Tuesday, November 15

1pm: Ruth Farnan, ‘Still Life with King John Cup’, by Pieter Gerritsz van Roestraten. Recent research has raised some interesting questions about Still Life with King John Cup, one of the most intriguing paintings in the town hall collection. Ruth Farnan, Learning & Engagement Officer at Stories of Lynn, will explore what it means and where it came from.

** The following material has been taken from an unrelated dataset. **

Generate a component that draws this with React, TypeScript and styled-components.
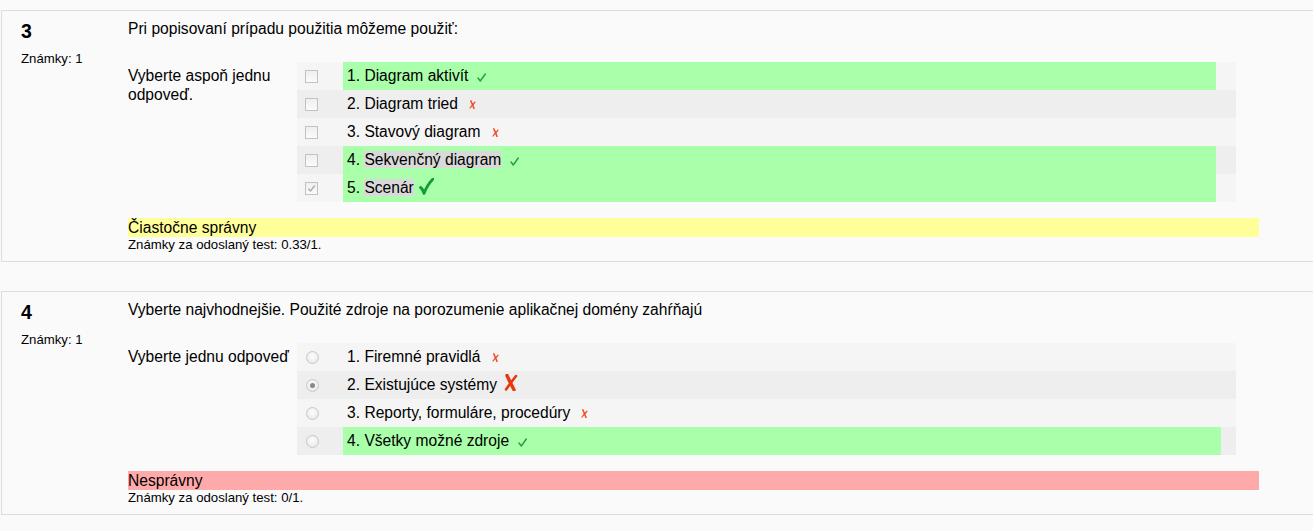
import React from 'react';
import styled, { createGlobalStyle } from 'styled-components';

const GlobalStyle = createGlobalStyle`
  html, body {
    margin: 0;
    padding: 0;
    background: #fafafa;
    overflow: hidden;
  }
  body {
    font-family: "Liberation Sans", Arial, sans-serif;
    color: #000;
  }
`;

const Page = styled.div`
  width: 1360px;
  padding: 10px 0 0 1px;
  display: flex;
  flex-direction: column;
  gap: 29px;
`;

const Question = styled.div`
  display: flex;
  border: 1px solid #dddddd;
  padding: 9px 0 8px 0;
`;

const Info = styled.div`
  flex-shrink: 0;
  width: 107px;
  padding-left: 19px;
`;

const QNumber = styled.div`
  font-size: 19.5px;
  font-weight: bold;
  line-height: 22px;
`;

const Marks = styled.div`
  margin-top: 9px;
  font-size: 13.2px;
  line-height: 16px;
`;

const Content = styled.div`
  width: 1131px;
  flex-shrink: 0;
`;

const QText = styled.div`
  font-size: 15.6px;
  line-height: 18px;
  margin-bottom: 24px;
`;

const AnswerBlock = styled.div`
  display: flex;
`;

const Prompt = styled.div`
  width: 169px;
  flex-shrink: 0;
  padding-top: 4px;
  font-size: 15.6px;
  line-height: 19px;
`;

const AnswerTable = styled.div`
  width: 939px;
  display: flex;
  flex-direction: column;
`;

const Row = styled.div<{ $alt: boolean }>`
  display: flex;
  height: 28px;
  background: ${(p) => (p.$alt ? '#eeeeee' : '#f5f5f5')};
`;

const ControlCell = styled.div`
  width: 38px;
  padding-left: 8px;
  display: flex;
  align-items: center;
  flex-shrink: 0;
`;

const LabelCell = styled.div<{ $correct: boolean; $width: number }>`
  width: ${(p) => p.$width}px;
  padding-left: 4px;
  box-sizing: border-box;
  background: ${(p) => (p.$correct ? '#aaffaa' : 'transparent')};
  font-size: 15.6px;
  line-height: 28px;
  white-space: nowrap;
`;

const Highlight = styled.span`
  background: #d9d9d9;
`;

const CheckBox = styled.span`
  width: 11px;
  height: 11px;
  border: 1px solid #c2c2c2;
  background: linear-gradient(#efefef, #fbfbfb);
  display: flex;
  align-items: center;
  justify-content: center;
`;

const Radio = styled.span`
  width: 11px;
  height: 11px;
  margin-left: 1px;
  border: 1px solid #c8c8c8;
  border-radius: 50%;
  background: radial-gradient(circle at 50% 40%, #fdfdfd, #e4e4e4);
  display: flex;
  align-items: center;
  justify-content: center;
`;

const RadioDot = styled.span`
  width: 5px;
  height: 5px;
  border-radius: 50%;
  background: #888888;
`;

const Icon = styled.svg<{ $ml: number; $va: number }>`
  margin-left: ${(p) => p.$ml}px;
  vertical-align: ${(p) => p.$va}px;
`;

const Feedback = styled.div<{ $tone: 'partial' | 'wrong' }>`
  margin-top: 16px;
  background: ${(p) => (p.$tone === 'partial' ? '#ffff99' : '#ffaaaa')};
  font-size: 15.6px;
  line-height: 19px;
`;

const GradeLine = styled.div`
  font-size: 13.2px;
  line-height: 16px;
`;

type Mark = 'tick' | 'cross' | 'bigTick' | 'bigCross';

const MarkIcon = ({ kind }: { kind: Mark }) => {
  if (kind === 'tick')
    return (
      <Icon $ml={9} $va={-1} width="9" height="9" viewBox="0 0 9 9">
        <path d="M1 5 L3.3 8 L8.3 1" fill="none" stroke="#2a9a3c" strokeWidth="1.4" strokeLinecap="round" strokeLinejoin="round" />
      </Icon>
    );
  if (kind === 'cross')
    return (
      <Icon $ml={11} $va={0} width="7" height="9" viewBox="0 0 7 9">
        <path d="M1.8 0.8 C3 3 4 6 5 8.4" fill="none" stroke="#f04a22" strokeWidth="1.5" strokeLinecap="round" />
        <path d="M6 2.2 C4.4 4 2.6 6 1 8" fill="none" stroke="#f04a22" strokeWidth="1.2" strokeLinecap="round" />
      </Icon>
    );
  if (kind === 'bigTick')
    return (
      <Icon $ml={5} $va={-2} width="15" height="17" viewBox="0 0 15 17">
        <path d="M1.5 9.5 C3 10.5 4.2 12.5 5 15.5 C7 10 9.5 5.5 14 1" fill="none" stroke="#159b33" strokeWidth="2.8" strokeLinecap="round" strokeLinejoin="round" />
      </Icon>
    );
  return (
    <Icon $ml={7} $va={-1} width="14" height="17" viewBox="0 0 14 17">
      <path d="M3 1.5 C5 6 7.5 11 10 15.8" fill="none" stroke="#e8380d" strokeWidth="3.4" strokeLinecap="round" />
      <path d="M12 2 C9 6 5.5 10.5 2 15.5" fill="none" stroke="#e8380d" strokeWidth="2.6" strokeLinecap="round" />
    </Icon>
  );
};

type Answer = {
  num: number;
  text: string;
  correct: boolean;
  highlight?: boolean;
  checked?: boolean;
  mark: Mark;
};

type QuestionData = {
  no: number;
  text: string;
  prompt: string;
  type: 'checkbox' | 'radio';
  labelWidth: number;
  answers: Answer[];
  tone: 'partial' | 'wrong';
  feedback: string;
  grade: string;
};

const questions: QuestionData[] = [
  {
    no: 3,
    text: 'Pri popisovaní prípadu použitia môžeme použiť:',
    prompt: 'Vyberte aspoň jednu odpoveď.',
    type: 'checkbox',
    labelWidth: 873,
    answers: [
      { num: 1, text: 'Diagram aktivít', correct: true, mark: 'tick' },
      { num: 2, text: 'Diagram tried', correct: false, mark: 'cross' },
      { num: 3, text: 'Stavový diagram', correct: false, mark: 'cross' },
      { num: 4, text: 'Sekvenčný diagram', correct: true, highlight: true, mark: 'tick' },
      { num: 5, text: 'Scenár', correct: true, highlight: true, checked: true, mark: 'bigTick' },
    ],
    tone: 'partial',
    feedback: 'Čiastočne správny',
    grade: 'Známky za odoslaný test: 0.33/1.',
  },
  {
    no: 4,
    text: 'Vyberte najvhodnejšie. Použité zdroje na porozumenie aplikačnej domény zahŕňajú',
    prompt: 'Vyberte jednu odpoveď',
    type: 'radio',
    labelWidth: 878,
    answers: [
      { num: 1, text: 'Firemné pravidlá', correct: false, mark: 'cross' },
      { num: 2, text: 'Existujúce systémy', correct: false, checked: true, mark: 'bigCross' },
      { num: 3, text: 'Reporty, formuláre, procedúry', correct: false, mark: 'cross' },
      { num: 4, text: 'Všetky možné zdroje', correct: true, mark: 'tick' },
    ],
    tone: 'wrong',
    feedback: 'Nesprávny',
    grade: 'Známky za odoslaný test: 0/1.',
  },
];

const Control = ({ type, checked }: { type: 'checkbox' | 'radio'; checked?: boolean }) =>
  type === 'checkbox' ? (
    <CheckBox>
      {checked && (
        <svg width="9" height="9" viewBox="0 0 9 9">
          <path d="M1.3 4.6 L3.5 7 L7.8 1.6" fill="none" stroke="#a8a8a8" strokeWidth="1.4" />
        </svg>
      )}
    </CheckBox>
  ) : (
    <Radio>{checked && <RadioDot />}</Radio>
  );

export default function App() {
  return (
    <>
      <GlobalStyle />
      <Page>
        {questions.map((q) => (
          <Question key={q.no}>
            <Info>
              <QNumber>{q.no}</QNumber>
              <Marks>Známky: 1</Marks>
            </Info>
            <Content>
              <QText>{q.text}</QText>
              <AnswerBlock>
                <Prompt>{q.prompt}</Prompt>
                <AnswerTable>
                  {q.answers.map((a, i) => (
                    <Row key={a.num} $alt={i % 2 === 1}>
                      <ControlCell>
                        <Control type={q.type} checked={a.checked} />
                      </ControlCell>
                      <LabelCell $correct={a.correct} $width={q.labelWidth}>
                        {a.num}.{' '}
                        {a.highlight ? <Highlight>{a.text}</Highlight> : a.text}
                        <MarkIcon kind={a.mark} />
                      </LabelCell>
                    </Row>
                  ))}
                </AnswerTable>
              </AnswerBlock>
              <Feedback $tone={q.tone}>{q.feedback}</Feedback>
              <GradeLine>{q.grade}</GradeLine>
            </Content>
          </Question>
        ))}
      </Page>
    </>
  );
}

6.30pm: Michael Schmoelz, Medieval Pilgrimage in East Anglia. Michael will be using his recent research at UEA to analyse pilgrimage in medieval East Anglia. The first part of the talk will look at early pilgrimage, how it attached itself to early Christianity and arrived in Britain. The second part of the talk will focus on East Anglia, including here in Lynn.

Tuesday, November 22

1pm: Dayna Woolbright, The Life and Work of Sir Alfred Munnings. Join Dayna Woolbright, Assistant Curator of Lynn Museum, to find out more about this popular artist including a good look at Lynn Museum’s fine example of his work.

6.30pm: Tony Smith, Why Bother about Heritage? Billions (but no-one can agree on the exact figure) are spent each year on the conservation and repair of historic buildings and this shows no sign of abating. In this talk, architect and lecturer Tony Smith will consider how and why we continue to feed the appetite for built heritage in this country and the problems this causes in terms of ensuring the skills needed to sustain this large sector of our economy. He will also consider the way that we actually carry out work upon our historic buildings and the current ad hoc system that delivers those skills necessary to do it properly.